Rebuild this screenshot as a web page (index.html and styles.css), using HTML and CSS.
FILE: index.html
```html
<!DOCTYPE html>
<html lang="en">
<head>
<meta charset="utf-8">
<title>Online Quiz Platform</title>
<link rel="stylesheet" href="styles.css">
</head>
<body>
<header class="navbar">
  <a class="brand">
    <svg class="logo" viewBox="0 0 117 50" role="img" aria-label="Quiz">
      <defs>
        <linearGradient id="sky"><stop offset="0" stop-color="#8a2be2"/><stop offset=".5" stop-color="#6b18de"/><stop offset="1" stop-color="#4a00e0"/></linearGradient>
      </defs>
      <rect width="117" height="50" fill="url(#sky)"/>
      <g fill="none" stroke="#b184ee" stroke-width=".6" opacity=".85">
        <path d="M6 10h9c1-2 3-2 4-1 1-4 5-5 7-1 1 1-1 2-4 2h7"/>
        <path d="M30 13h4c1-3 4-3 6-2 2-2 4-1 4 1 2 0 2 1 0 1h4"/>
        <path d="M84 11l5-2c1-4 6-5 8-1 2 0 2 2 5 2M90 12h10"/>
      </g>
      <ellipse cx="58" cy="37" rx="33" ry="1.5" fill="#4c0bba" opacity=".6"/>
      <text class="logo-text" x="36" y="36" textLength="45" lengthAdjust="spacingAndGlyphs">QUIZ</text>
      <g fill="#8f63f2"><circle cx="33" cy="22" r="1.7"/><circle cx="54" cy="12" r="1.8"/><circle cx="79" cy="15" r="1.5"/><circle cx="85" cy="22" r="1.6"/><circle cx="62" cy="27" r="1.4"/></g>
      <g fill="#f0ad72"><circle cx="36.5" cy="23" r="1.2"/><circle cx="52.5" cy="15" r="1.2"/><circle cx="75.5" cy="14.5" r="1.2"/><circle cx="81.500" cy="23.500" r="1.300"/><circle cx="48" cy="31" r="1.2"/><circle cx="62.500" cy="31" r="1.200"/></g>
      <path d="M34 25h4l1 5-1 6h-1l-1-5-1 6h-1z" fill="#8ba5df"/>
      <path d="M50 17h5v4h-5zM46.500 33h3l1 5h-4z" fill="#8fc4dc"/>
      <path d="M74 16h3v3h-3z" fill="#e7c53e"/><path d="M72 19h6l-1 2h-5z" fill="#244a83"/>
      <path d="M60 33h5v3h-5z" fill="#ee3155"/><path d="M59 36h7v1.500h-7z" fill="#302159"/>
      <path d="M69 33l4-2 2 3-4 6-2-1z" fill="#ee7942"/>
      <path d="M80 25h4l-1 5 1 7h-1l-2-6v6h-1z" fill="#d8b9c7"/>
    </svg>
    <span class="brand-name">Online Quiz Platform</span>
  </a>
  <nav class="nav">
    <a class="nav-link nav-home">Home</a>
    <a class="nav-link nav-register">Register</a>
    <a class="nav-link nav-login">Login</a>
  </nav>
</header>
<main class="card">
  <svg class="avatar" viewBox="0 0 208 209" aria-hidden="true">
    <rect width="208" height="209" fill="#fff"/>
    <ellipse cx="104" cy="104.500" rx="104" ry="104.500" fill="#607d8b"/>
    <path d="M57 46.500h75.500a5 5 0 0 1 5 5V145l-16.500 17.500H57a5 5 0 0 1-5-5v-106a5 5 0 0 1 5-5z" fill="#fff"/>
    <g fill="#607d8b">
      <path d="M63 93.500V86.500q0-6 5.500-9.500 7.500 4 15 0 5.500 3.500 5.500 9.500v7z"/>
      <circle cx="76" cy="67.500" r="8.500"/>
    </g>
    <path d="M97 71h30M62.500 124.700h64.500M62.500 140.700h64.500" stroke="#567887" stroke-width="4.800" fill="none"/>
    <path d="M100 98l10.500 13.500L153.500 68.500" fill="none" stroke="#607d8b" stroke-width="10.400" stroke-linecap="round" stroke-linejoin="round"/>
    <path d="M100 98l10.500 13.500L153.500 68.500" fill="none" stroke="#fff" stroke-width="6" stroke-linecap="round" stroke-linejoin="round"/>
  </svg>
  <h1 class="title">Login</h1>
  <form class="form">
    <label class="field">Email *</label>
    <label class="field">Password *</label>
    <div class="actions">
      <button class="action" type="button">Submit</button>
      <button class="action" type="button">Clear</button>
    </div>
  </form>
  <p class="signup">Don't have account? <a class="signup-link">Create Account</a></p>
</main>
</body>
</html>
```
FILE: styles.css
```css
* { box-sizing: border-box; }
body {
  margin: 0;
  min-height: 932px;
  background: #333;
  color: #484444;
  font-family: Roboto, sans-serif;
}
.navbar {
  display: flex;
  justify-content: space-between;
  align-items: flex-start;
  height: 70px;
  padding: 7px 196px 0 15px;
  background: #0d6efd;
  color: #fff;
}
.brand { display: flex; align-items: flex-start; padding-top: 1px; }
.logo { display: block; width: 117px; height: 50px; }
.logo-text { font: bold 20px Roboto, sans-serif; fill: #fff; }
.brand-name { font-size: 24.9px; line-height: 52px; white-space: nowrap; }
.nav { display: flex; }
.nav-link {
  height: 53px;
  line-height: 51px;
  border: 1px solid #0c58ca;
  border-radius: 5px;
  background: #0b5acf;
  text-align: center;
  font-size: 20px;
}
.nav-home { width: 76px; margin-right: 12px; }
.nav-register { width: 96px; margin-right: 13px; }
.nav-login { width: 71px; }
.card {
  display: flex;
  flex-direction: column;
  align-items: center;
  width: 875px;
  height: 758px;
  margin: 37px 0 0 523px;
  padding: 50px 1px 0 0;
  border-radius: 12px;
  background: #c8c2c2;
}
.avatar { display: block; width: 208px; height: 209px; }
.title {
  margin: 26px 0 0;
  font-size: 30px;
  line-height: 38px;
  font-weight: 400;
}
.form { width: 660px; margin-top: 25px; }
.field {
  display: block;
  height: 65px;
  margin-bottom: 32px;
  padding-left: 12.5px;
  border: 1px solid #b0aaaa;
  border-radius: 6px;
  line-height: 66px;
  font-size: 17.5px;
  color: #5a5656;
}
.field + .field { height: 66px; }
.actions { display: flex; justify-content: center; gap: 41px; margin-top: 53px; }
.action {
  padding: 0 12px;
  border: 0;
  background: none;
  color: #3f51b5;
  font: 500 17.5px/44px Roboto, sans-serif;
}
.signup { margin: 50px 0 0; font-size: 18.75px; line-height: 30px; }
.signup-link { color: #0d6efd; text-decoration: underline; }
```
--
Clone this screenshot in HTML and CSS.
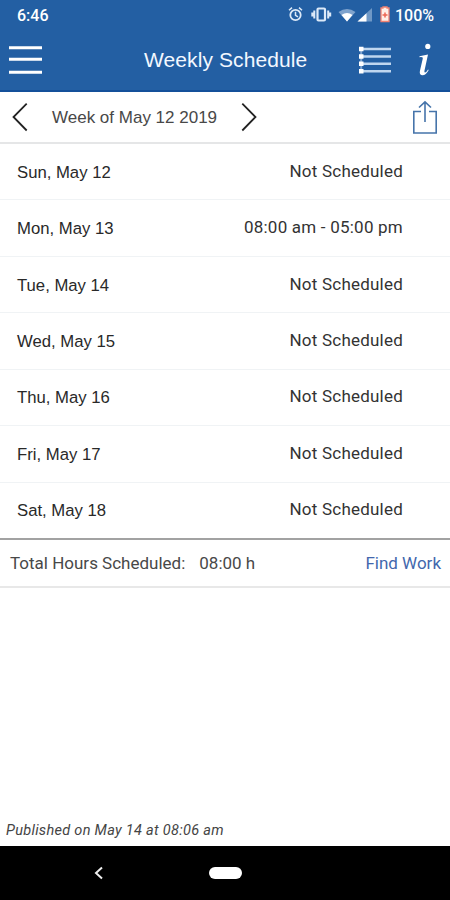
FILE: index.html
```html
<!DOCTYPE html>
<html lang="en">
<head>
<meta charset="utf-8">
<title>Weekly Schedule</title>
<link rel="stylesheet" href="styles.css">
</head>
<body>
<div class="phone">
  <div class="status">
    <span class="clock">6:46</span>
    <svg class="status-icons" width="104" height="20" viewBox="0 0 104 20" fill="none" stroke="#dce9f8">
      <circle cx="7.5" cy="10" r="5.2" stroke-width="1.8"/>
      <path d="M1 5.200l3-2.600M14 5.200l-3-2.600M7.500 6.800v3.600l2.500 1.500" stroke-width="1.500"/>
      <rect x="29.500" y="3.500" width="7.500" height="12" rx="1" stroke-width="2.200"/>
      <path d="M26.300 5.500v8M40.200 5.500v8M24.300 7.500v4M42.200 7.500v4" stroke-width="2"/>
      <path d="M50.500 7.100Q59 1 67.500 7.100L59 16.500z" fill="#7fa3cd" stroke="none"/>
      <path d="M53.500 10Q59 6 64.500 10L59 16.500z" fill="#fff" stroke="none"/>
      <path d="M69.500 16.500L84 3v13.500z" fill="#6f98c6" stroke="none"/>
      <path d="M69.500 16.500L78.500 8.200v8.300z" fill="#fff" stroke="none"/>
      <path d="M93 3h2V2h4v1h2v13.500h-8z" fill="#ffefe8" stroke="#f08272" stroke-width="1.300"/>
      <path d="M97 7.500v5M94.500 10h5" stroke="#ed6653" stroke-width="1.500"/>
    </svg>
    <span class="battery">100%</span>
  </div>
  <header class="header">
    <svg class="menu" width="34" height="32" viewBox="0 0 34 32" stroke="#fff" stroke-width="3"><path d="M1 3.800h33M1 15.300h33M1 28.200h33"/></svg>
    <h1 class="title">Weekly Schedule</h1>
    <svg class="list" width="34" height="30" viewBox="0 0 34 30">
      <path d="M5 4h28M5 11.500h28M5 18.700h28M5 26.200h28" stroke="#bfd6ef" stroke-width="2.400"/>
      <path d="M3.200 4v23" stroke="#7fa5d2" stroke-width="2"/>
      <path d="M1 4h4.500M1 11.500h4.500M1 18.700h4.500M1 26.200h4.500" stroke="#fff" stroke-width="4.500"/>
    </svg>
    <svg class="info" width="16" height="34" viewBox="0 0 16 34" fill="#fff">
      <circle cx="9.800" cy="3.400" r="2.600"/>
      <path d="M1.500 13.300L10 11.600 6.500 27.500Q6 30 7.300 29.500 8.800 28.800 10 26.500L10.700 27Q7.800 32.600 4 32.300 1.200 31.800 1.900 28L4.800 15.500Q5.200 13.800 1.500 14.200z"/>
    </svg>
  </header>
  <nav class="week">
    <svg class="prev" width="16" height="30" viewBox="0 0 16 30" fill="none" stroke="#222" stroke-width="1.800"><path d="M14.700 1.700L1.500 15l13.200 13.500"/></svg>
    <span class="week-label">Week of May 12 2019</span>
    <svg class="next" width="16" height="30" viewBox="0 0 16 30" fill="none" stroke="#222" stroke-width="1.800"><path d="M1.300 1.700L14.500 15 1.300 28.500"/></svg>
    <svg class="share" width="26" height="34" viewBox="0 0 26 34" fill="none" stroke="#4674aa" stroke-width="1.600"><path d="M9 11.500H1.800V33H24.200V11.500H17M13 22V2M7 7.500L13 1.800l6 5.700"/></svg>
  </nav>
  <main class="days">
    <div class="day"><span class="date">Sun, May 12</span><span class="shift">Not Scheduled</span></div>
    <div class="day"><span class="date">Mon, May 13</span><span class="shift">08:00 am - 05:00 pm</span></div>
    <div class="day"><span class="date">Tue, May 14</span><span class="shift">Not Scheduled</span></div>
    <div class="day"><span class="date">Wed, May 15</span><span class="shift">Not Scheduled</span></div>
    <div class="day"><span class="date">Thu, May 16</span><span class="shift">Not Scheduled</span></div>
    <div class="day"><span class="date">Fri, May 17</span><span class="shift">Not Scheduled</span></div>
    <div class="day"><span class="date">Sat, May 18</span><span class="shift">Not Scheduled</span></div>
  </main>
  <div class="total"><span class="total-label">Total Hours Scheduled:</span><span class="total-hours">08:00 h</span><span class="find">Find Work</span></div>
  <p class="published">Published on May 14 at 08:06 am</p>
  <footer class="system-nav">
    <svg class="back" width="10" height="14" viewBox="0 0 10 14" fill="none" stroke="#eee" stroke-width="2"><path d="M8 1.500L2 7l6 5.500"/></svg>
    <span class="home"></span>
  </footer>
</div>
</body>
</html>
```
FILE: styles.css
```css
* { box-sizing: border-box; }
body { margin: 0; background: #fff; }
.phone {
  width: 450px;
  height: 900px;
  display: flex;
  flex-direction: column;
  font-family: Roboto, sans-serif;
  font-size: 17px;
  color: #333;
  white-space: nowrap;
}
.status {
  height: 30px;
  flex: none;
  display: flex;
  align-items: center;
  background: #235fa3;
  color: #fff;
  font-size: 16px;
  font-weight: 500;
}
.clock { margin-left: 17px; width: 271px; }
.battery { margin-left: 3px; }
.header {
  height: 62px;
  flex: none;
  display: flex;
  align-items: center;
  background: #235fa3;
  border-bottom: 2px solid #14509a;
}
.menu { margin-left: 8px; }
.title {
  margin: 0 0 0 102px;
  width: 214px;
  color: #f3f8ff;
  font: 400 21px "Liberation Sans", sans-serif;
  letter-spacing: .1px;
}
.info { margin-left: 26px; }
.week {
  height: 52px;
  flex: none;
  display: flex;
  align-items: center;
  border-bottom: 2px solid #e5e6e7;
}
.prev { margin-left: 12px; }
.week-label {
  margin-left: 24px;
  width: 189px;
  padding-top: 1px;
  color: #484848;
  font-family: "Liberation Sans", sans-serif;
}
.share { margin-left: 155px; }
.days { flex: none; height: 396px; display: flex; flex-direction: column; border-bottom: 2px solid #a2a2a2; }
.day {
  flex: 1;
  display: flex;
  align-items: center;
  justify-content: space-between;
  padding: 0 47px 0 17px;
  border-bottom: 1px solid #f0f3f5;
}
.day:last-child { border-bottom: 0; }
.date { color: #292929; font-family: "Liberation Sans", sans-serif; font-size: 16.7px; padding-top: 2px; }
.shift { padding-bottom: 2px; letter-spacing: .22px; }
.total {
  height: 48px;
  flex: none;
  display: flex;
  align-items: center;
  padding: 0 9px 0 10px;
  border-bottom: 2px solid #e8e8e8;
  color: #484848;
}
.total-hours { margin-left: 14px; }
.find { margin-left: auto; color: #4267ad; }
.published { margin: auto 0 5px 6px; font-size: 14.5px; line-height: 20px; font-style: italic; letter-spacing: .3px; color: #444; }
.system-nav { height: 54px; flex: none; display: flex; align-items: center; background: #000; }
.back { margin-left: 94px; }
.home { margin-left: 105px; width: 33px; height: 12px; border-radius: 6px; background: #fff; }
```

Task instructions ::
Search the data above for lines holding "this" and copy each of them.

The answer ::
Rebuild this screenshot as a web page (index.html and styles.css), using HTML and CSS.
Clone this screenshot in HTML and CSS.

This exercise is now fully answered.